The task: Determine how many lines carry the word "React". Output that number only.

Recorded data:

-- Start --

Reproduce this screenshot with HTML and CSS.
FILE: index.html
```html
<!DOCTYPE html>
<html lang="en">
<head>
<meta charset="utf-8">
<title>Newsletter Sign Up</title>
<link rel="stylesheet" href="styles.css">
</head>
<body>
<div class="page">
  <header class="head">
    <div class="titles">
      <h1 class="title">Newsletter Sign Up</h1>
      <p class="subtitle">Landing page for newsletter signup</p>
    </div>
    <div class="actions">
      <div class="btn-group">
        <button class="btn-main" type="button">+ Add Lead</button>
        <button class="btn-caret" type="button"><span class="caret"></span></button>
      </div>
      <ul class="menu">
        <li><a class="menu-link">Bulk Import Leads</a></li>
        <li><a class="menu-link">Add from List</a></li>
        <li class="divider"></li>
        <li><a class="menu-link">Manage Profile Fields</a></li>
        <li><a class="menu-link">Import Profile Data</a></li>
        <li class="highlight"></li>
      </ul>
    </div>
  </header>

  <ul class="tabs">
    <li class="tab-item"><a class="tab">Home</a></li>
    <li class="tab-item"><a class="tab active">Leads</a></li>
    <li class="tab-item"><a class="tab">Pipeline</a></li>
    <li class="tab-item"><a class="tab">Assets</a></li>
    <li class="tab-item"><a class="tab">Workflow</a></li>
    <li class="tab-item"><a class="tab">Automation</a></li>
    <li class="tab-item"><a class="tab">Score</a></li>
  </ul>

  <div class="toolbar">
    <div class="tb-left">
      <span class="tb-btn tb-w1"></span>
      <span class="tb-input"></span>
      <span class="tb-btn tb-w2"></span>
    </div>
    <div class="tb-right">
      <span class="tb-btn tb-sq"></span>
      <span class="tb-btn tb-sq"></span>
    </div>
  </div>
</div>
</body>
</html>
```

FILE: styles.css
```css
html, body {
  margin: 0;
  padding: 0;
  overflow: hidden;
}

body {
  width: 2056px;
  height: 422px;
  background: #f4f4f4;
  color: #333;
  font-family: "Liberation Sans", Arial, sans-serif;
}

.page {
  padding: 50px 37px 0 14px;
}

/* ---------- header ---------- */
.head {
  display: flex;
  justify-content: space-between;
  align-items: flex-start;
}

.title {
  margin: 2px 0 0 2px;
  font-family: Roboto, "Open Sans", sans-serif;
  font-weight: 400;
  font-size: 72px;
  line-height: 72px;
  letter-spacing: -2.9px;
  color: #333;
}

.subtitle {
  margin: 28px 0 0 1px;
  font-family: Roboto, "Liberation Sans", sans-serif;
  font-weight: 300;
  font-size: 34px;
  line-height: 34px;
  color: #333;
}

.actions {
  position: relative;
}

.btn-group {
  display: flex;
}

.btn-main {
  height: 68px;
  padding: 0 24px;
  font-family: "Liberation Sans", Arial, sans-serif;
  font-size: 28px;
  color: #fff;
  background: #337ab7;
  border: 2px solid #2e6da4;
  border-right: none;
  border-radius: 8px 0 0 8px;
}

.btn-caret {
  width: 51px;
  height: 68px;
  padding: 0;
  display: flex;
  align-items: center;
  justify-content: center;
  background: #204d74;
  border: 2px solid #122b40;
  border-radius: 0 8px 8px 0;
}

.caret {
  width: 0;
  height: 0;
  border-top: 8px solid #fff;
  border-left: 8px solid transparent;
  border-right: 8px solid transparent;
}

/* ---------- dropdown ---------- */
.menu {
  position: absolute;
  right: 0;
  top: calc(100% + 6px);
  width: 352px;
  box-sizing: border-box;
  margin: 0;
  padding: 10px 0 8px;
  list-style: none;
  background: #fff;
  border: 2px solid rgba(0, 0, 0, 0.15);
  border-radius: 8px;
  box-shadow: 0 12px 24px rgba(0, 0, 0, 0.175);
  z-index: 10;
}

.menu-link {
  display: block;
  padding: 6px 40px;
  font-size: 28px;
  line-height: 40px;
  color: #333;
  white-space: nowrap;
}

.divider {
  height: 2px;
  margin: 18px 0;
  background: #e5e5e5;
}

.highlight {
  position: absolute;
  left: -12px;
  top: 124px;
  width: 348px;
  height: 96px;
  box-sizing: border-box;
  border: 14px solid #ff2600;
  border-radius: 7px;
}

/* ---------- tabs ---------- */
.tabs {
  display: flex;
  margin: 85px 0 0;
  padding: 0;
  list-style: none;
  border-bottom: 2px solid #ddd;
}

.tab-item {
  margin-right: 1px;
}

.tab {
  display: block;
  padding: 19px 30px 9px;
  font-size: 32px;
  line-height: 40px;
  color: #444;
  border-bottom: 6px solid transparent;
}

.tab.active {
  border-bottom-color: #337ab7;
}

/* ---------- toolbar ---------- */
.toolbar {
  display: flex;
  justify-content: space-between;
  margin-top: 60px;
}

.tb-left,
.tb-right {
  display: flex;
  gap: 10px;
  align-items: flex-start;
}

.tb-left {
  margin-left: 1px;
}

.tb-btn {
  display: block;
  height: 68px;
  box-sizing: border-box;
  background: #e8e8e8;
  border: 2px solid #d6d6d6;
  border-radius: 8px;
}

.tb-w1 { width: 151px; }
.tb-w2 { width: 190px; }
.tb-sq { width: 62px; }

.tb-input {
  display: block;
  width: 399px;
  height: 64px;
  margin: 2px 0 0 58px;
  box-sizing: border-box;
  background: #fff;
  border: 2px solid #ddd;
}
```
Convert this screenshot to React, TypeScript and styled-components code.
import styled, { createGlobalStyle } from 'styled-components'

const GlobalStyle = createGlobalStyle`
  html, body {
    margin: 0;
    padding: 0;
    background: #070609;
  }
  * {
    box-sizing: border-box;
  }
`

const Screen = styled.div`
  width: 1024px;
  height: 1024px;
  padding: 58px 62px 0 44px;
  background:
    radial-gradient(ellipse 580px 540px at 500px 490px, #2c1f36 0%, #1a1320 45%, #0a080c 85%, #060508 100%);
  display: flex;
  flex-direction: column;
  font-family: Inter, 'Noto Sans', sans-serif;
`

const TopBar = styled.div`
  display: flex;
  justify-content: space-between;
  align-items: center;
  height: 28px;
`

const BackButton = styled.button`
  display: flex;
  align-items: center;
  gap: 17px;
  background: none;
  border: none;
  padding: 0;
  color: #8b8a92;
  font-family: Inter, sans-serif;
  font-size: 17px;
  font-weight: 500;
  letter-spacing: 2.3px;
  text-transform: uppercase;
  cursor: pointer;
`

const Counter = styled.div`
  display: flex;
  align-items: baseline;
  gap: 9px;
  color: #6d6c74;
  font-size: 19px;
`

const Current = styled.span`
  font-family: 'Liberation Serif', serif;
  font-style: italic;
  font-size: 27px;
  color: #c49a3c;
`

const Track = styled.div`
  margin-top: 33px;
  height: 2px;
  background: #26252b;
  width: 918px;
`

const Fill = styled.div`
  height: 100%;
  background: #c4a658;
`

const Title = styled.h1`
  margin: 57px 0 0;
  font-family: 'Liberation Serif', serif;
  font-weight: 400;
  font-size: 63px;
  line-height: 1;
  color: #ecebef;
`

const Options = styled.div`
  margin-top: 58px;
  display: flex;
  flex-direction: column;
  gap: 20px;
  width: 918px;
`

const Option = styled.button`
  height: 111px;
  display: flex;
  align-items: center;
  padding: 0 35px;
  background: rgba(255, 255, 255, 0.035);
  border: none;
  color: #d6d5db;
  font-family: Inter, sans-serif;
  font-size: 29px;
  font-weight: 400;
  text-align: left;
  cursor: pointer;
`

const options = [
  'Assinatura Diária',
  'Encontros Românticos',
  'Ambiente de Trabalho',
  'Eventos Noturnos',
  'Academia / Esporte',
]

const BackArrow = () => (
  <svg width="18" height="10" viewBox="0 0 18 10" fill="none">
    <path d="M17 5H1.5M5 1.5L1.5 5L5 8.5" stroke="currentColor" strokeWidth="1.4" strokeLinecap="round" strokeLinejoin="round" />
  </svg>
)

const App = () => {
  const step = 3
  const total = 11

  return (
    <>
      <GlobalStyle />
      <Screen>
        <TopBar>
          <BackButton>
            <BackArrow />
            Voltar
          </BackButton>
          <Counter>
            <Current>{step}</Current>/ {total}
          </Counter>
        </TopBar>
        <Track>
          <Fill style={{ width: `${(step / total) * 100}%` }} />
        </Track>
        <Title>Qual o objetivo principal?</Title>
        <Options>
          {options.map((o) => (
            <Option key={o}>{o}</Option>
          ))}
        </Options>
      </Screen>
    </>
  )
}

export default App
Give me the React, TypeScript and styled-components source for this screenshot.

-- End --

Response below: 2